2 - Slicker and more integrated color sample, behaves like current one.

3 - It would extend the panel to be like (B) Having other frequently used options. Although it might be confusing being there (gotta think another way…)

4 - It would rotate each sample/stroke (we need it!)

5 - “R” = random, so each parameter would have a random value on each sample/stroke.

6 & 7 - We need to have textures and “brush alphas” separated!
So we can use plain color with different shapes or textures (textures would still have alpha info!)
Control would be same as (1)

8 - Maybe not the best location, but this would let the user vary the color on each stroke (it would be awesome if also affected texture info)

D - Same control as (1) it would also automatically grow bigger depending on the number of items, but would be nice to have a resize handle in the bottom right corner…

That’s it for now.

I like LetterRip’s suggestions.

A gradient tool would be convenient.

Cavity tool would be really sweet.
Masking would be very handy.
Fill tool would be useful too.
Painting an entire scene would be incredibly beneficial.

Overall I like the current ability to edit in an outside app.

That being said I am a little skeptical of the blend modes in all apps.
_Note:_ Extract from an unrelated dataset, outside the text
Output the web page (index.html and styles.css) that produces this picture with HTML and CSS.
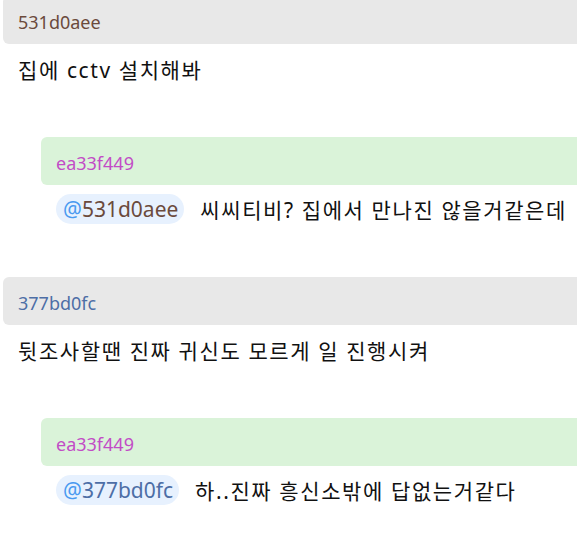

My observation is that blend modes in different applications are different.

So I am not sure I would be crazy about the the ability to have layers with blend modes.

( I have a tendency to collapse layers as I work anyways. What can be created once can be created again )

i would add some better brushes to blender. but concentrate on a simpler and faster bridge with GIMP and photoshop. gimp and photoshop have fantastic tools.